*Supplied information*
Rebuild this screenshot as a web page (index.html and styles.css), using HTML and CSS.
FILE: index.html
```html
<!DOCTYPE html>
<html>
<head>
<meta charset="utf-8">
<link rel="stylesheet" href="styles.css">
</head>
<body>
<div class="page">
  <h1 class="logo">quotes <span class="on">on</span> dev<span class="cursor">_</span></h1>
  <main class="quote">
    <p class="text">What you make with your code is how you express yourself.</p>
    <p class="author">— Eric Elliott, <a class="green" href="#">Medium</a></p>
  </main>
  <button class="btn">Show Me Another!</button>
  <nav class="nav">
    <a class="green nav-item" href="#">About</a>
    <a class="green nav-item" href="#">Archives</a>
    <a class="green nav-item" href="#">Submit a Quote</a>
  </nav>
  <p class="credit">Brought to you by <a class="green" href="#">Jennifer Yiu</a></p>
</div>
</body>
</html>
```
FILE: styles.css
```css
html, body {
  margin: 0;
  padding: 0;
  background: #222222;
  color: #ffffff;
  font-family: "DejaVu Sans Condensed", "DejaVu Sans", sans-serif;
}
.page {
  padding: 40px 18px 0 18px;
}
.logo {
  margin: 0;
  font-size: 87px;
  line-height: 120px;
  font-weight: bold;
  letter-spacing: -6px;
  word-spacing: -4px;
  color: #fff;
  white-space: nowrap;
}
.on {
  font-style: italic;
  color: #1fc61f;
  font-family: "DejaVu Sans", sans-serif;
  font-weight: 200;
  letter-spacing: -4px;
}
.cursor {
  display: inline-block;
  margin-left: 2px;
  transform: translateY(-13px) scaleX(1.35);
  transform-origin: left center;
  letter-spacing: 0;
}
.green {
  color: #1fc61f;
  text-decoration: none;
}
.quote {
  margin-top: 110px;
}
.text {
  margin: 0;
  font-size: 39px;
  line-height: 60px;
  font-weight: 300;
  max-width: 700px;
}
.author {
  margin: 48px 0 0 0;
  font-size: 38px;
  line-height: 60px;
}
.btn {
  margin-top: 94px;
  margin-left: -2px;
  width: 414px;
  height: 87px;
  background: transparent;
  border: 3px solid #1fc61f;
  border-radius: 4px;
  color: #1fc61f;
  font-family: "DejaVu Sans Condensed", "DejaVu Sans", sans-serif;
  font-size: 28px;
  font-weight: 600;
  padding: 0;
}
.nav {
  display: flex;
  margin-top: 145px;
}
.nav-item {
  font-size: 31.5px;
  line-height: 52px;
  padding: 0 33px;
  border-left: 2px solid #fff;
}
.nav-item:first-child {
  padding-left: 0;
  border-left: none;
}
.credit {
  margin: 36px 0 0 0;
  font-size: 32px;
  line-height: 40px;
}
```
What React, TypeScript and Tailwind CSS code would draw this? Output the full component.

*Aim of the task*
Look over the material above and show each line where "index" appears.

*Written response*
Rebuild this screenshot as a web page (index.html and styles.css), using HTML and CSS.
FILE: index.html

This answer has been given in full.